Species of shrub endemic to Australia

Hakea grammatophylla is a shrub of the family Proteaceae that is endemic to the Northern Territory, Australia. It is a variable, sparsely branched shrub with pink to reddish flowers from March to late winter.

==Description==
Hakea grammatophylla is a small variable shrub growing to a height of 0.5 to 3.5 m sometimes erect but sparsely branched. The branchlets are either thickly or sparingly covered with flattened hairs becoming more or less smooth at flowering. The leaves are long, flat, and narrowly egg-shaped 8 to 20 cm long, 0.4 to 1 cm wide with 5–9 distinct veins. The inflorescence consists of 100–150 red to deep pink scented blooms in a raceme on a stem 2-5 cm long that is covered with short, soft matted hairs. The pedicel is smooth, perianth bright pink and smooth and the pistil 13-16 mm long. Flowering occurs mostly from March to August.
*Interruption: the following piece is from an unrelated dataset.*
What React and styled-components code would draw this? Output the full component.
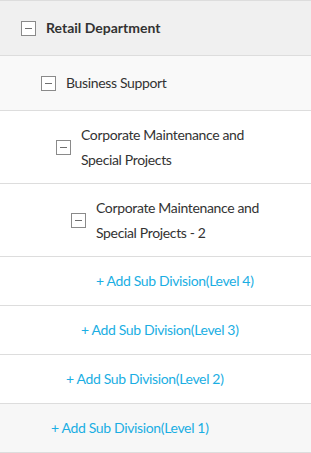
import React from "react";
import styled, { createGlobalStyle } from "styled-components";

const GlobalStyle = createGlobalStyle`
  html, body {
    margin: 0;
    padding: 0;
    background: #ffffff;
  }
  body {
    font-family: Lato, "Open Sans", sans-serif;
    color: #333333;
  }
`;

const Tree = styled.ul`
  list-style: none;
  margin: 0;
  padding: 0;
  width: 311px;
  border-top: 1px solid #dddddd;
`;

const Row = styled.li`
  display: flex;
  align-items: center;
  gap: 10px;
  padding: ${(p) => p.$pad}px 30px ${(p) => p.$pad}px ${(p) => p.$indent}px;
  background: ${(p) => p.$bg || "#ffffff"};
  border-bottom: 1px solid #dddddd;
`;

const Toggle = styled.span`
  flex: none;
  position: relative;
  width: 13px;
  height: 13px;
  border: 1px solid #8a8a8a;
  background: #ffffff;

  &::after {
    content: "";
    position: absolute;
    left: 3px;
    right: 3px;
    top: 6px;
    height: 1px;
    background: #6f6f6f;
  }
`;

const Label = styled.span`
  font-size: 14px;
  line-height: ${(p) => (p.$twoLine ? 25 : 24)}px;
  font-weight: ${(p) => (p.$bold ? 700 : 400)};
  letter-spacing: ${(p) => (p.$bold ? "0" : "-0.35px")};
  color: #333333;
`;

const AddLink = styled.a`
  font-size: 14px;
  line-height: 24px;
  letter-spacing: -0.35px;
  color: #1aaee3;
  text-decoration: none;
  cursor: pointer;
`;

const nodes = [
  { label: "Retail Department", indent: 21, pad: 15, bg: "#f0f0f0", bold: true },
  { label: "Business Support", indent: 41, pad: 15, bg: "#f9f9f9" },
  { label: "Corporate Maintenance and Special Projects", indent: 56, pad: 11, twoLine: true },
  { label: "Corporate Maintenance and Special Projects - 2", indent: 71, pad: 11, twoLine: true },
];

const adds = [
  { level: 4, indent: 96 },
  { level: 3, indent: 81 },
  { level: 2, indent: 66 },
  { level: 1, indent: 51, bg: "#f7f7f7" },
];

export default function App() {
  return (
    <>
      <GlobalStyle />
      <Tree>
        {nodes.map((n) => (
          <Row key={n.label} $indent={n.indent} $pad={n.pad} $bg={n.bg}>
            <Toggle />
            <Label $bold={n.bold} $twoLine={n.twoLine}>{n.label}</Label>
          </Row>
        ))}
        {adds.map((a) => (
          <Row key={a.level} $indent={a.indent} $pad={12} $bg={a.bg}>
            <AddLink>+ Add Sub Division(Level {a.level})</AddLink>
          </Row>
        ))}
      </Tree>
    </>
  );
}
The fruit are narrow and fairly smooth about 2-2.5 cm long tapering to a point.

==Taxonomy and naming==
The species was first formally described by the botanist Ferdinand von Mueller in 1868 and the description was published in Fragmenta Phytographiae Australiae. The specific epithet (grammatophylla) is derived from the Latin grammatus- meaning "striped with fine lines" and -phyllum meaning "leaf", referring to the prominent fine veins in the leaves.

==Distribution and habitat==
A rare species confined to the MacDonnell Ranges extending from the George Gill Ranges in the west to the White Range in the east growing in soil pockets amongst rocky slopes and river gorges.

==Conservation status==
Hakea grammatophylla is considered rare due to its restricted distribution by Briggs and Leigh 1995.